Shortly after arriving for dinner with the Japanese prime minister on Sunday, Tony Abbott decided he should present his host with a gift.
Mr Abbott had accepted a rare invitation to dine privately with Shinzo Abe, a casual BBQ and sake affair outside the formalities of bilateral meetings.
Japan's leader is not known for making such arrangements lightly, and the timing was auspicious.
Negotiators had just hammered out a free trade agreement between Australia and Japan, ending seven years of stalemate and bringing the two countries closer than ever.
But the experience had been gruelling for all involved. Though the deal had already been brokered by their respective parties, there was a sense some matters needed to be discussed by the men in charge.
And so it was that Mr Abbott found himself alongside Mr Abe on a balcony, feeding large koi swimming in a pond.
Both leaders agreed the deal - while overall a positive step - came with a measure of political pain.
No trade deal comes without a trade off.
Mr Abbott had agreed to dump all tariffs on Japanese cars and components within three years, foregoing millions in future government revenue.
Mr Abe had resisted pressure from powerful Japanese farming groups and reduced tariffs on beef - an extremely sensitive sector - and other agricultural exports.
They agreed there was work to be done, and instructed their trade officials to iron out the last-minute kinks in the morning before the deal was made public.
With the business out of the way, it was time to relax with Japanese beers, some traditional sake and local cuisine.
The mood was reportedly warm and convivial, the tone set perhaps by a sentimental gift offered by Mr Abbott to his host earlier that evening.
Mr Abbott had sourced archived photographs of Mr Abe's grandfather, a former prime minister during his visit to Australia in 1957 when a landmark treaty was signed with Sir Robert Menzies.
The historical parallels have not been lost on Mr Abbott.
In fact the sense of symbolism between this FTA and the treaty forged by Menzies and Abe's forebear Nobusuke Kishi many years ago has been a running theme raised by Mr Abbott throughout this trip.

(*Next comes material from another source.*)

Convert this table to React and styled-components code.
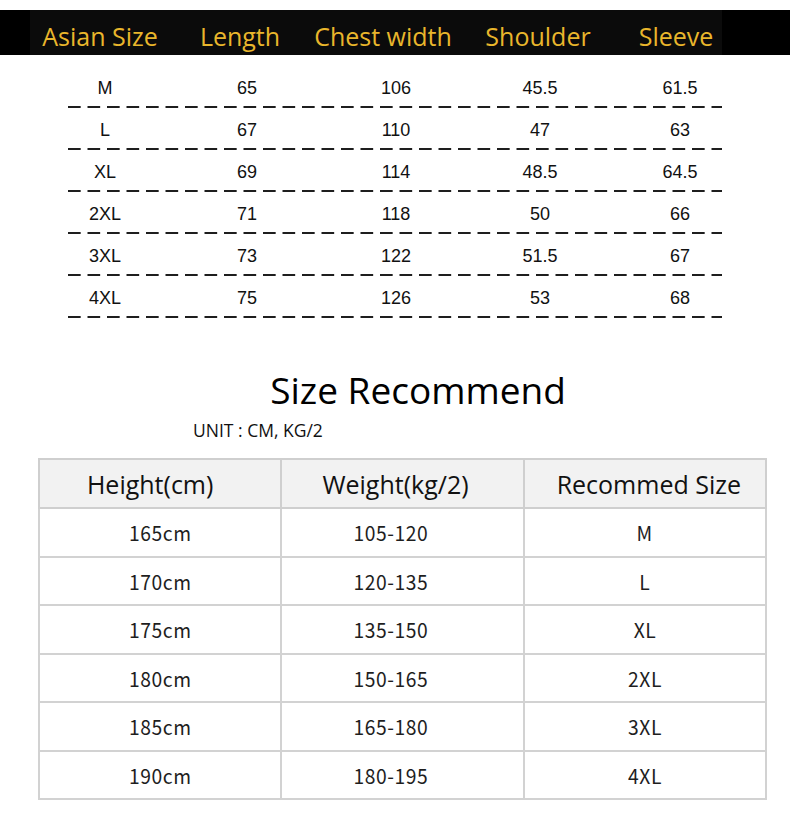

Leafing slowly through the photographs, including one of his grandfather alongside a kangaroo, Mr Abe remarked that the images would mean a lot to his mother.
Mr Abe's wife was also presented with a scarf by acclaimed Australian-Japanese designer Akira Isogawa.
In the bilateral spirit, Mr Abe reciprocated with a gift certain to win him future favours in Canberra - a set of state of the art, high-end electronic bike gears, manufactured by the Japanese cycling company Shimano.